= Marcus Williamson =

British writer, journalist, and campaigner

Marcus Williamson is a British writer, journalist, and campaigner. As an obituarist, he has written obituaries of more than 400 subjects, including artists, poets, musicians, actors and inventors for The Independent, The Guardian, The Scotsman and Jewish Chronicle .

== Campaigns ==

===Phorm===
In 2009, the AIM-listed (since delisted and failed) spyware company Phorm created a website Stopphoulplay.com to attack Williamson and fellow campaigner Alexander Hanff.

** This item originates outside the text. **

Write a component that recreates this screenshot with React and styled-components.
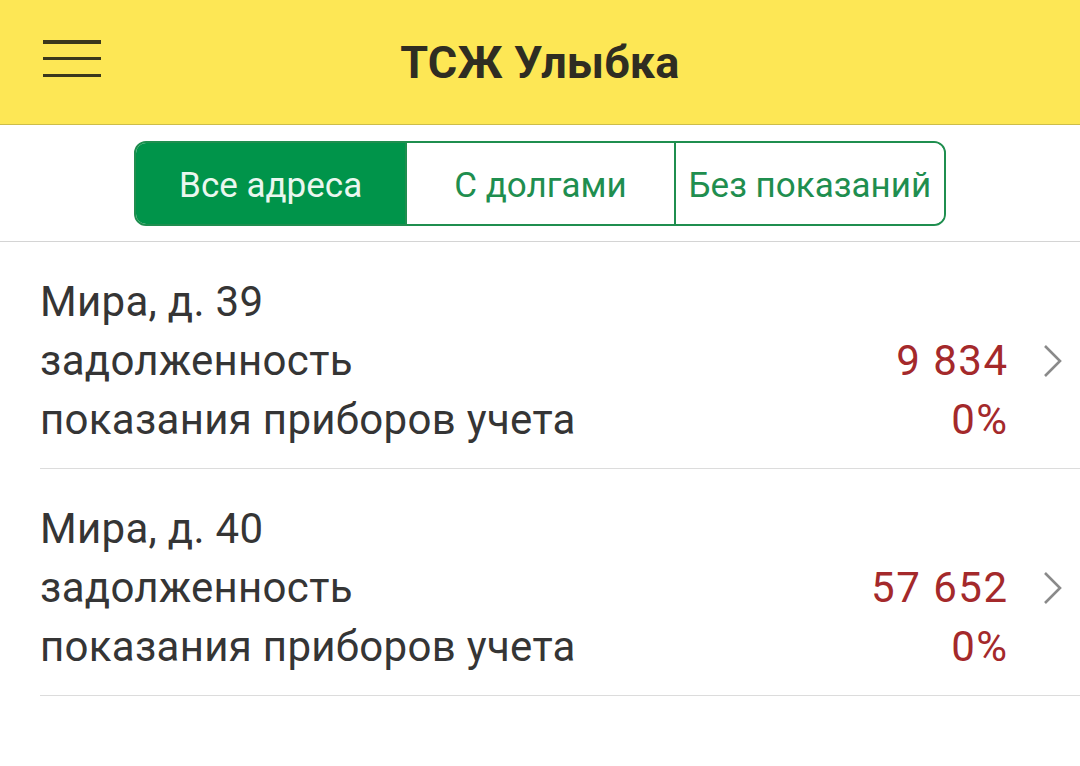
import React from "react";
import styled, { createGlobalStyle } from "styled-components";

const GlobalStyle = createGlobalStyle`
  html, body {
    margin: 0;
    padding: 0;
    background: #ffffff;
  }
  body {
    font-family: Roboto, "Noto Sans", sans-serif;
    color: #333333;
  }
`

const Page = styled.div`
  width: 1080px;
  min-height: 766px;
  background: #ffffff;
`

const Header = styled.header`
  position: relative;
  height: 124px;
  background: #fde755;
  border-bottom: 1px solid #cdbd4a;
  display: flex;
  align-items: center;
  justify-content: center;
`

const MenuButton = styled.button`
  position: absolute;
  left: 43px;
  top: 40px;
  width: 58px;
  height: 37px;
  padding: 0;
  border: 0;
  background: transparent;
  display: flex;
  flex-direction: column;
  justify-content: space-between;
`

const MenuLine = styled.span`
  display: block;
  height: 3.5px;
  background: #3b381c;
`

const Title = styled.h1`
  margin: 0;
  font-family: Roboto, "Noto Sans", sans-serif;
  font-weight: 700;
  font-size: 45px;
  color: #2f2d22;
  letter-spacing: 0.2px;
`

const FilterBar = styled.div`
  display: flex;
  justify-content: center;
  padding: 16px 0 15px;
  border-bottom: 1px solid #d4d4d4;
`

const Segments = styled.div`
  display: flex;
  width: 812px;
  height: 85px;
  box-sizing: border-box;
  border: 2.5px solid #1f8e4f;
  border-radius: 12px;
  overflow: hidden;
`

const Segment = styled.div`
  flex: ${(p) => p.$grow};
  display: flex;
  align-items: center;
  justify-content: center;
  padding-top: 3px;
  font-size: 35px;
  background: ${(p) => (p.$active ? "#00944a" : "#ffffff")};
  color: ${(p) => (p.$active ? "#eaf7ef" : "#1f8e4f")};
  & + & {
    border-left: 2.5px solid #1f8e4f;
  }
`

const List = styled.div`
  display: flex;
  flex-direction: column;
`

const Row = styled.div`
  display: grid;
  grid-template-columns: 1fr auto 73px;
  margin-left: 40px;
  padding: 30px 0 19px;
  border-bottom: 1px solid #dcdcdc;
  font-size: 42px;
  line-height: 59px;
  letter-spacing: 0.3px;
`

const Label = styled.div`
  color: #353535;
  grid-column: 1;
`

const Value = styled.div`
  grid-column: 2;
  text-align: right;
  color: #a4292b;
  letter-spacing: 1.5px;
  margin-right: -1.5px;
`

const Chevron = styled.svg`
  grid-column: 3;
  grid-row: 2;
  align-self: center;
  margin-left: 36px;
  width: 20px;
  height: 34px;
`

const addresses = [
  { name: "Мира, д. 39", debt: "9 834", meters: "0%" },
  { name: "Мира, д. 40", debt: "57 652", meters: "0%" },
];

const AddressRow = ({ address }) => (
  <Row>
    <Label>{address.name}</Label>
    <Value />
    <Label>задолженность</Label>
    <Value>{address.debt}</Value>
    <Chevron viewBox="0 0 20 34">
      <polyline points="2,2 17,17 2,32" fill="none" stroke="#8a8a8a" strokeWidth="2.6" />
    </Chevron>
    <Label>показания приборов учета</Label>
    <Value>{address.meters}</Value>
  </Row>
);

const App = () => {
  return (
    <Page>
      <GlobalStyle />
      <Header>
        <MenuButton aria-label="menu">
          <MenuLine />
          <MenuLine />
          <MenuLine />
        </MenuButton>
        <Title>ТСЖ Улыбка</Title>
      </Header>
      <FilterBar>
        <Segments>
          <Segment $active $grow={272}>Все адреса</Segment>
          <Segment $grow={269}>С долгами</Segment>
          <Segment $grow={271}>Без показаний</Segment>
        </Segments>
      </FilterBar>
      <List>
        {addresses.map((a) => (
          <AddressRow key={a.name} address={a} />
        ))}
      </List>
    </Page>
  );
};

export default App;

The company accused Williamson of '...waging a "serial letter writing" campaign to Phorm's potential customers and partners in attempt to discredit the company and Mr Ertugrul.' The site was soon taken down and later described as a "PR disaster".

===CEOemail.com===
He is the editor of the consumer information website CEOemail.com, which provides the email addresses of many company CEOs. The website is free for non-professional users, with a fee for business users for each email address provided.

In 2010, he revealed that the CEO of the Nationwide Building Society had closed down his email address, rather than face emails from upset customers.

== Publications ==

- The True Celtic Language and the Stone Circle of Rennes les Bains. 2008. ISBN 978-1257639526. Translation of an 1886 work by Henri Boudet.
- Claude Cahun at School in England. Lulu, 2011. ISBN 978-1-257639-52-6.
- Path. Atelier St Louis Production, 2011. With Jonathan Moss. ISBN 978-0-956833-40-2.
- Rene Halkett: From Bauhaus to Cornwall. Catalogue of exhibition at Falmouth Art Gallery, 2019.
- The International Encyclopedia of Surrealism. Bloomsbury Visual Arts, 2019. Williamson contributed biographical articles on Raymond Roussel, Sarane Alexandrian, Ithell Colquhoun, David Gascoyne and Isabelle Waldberg.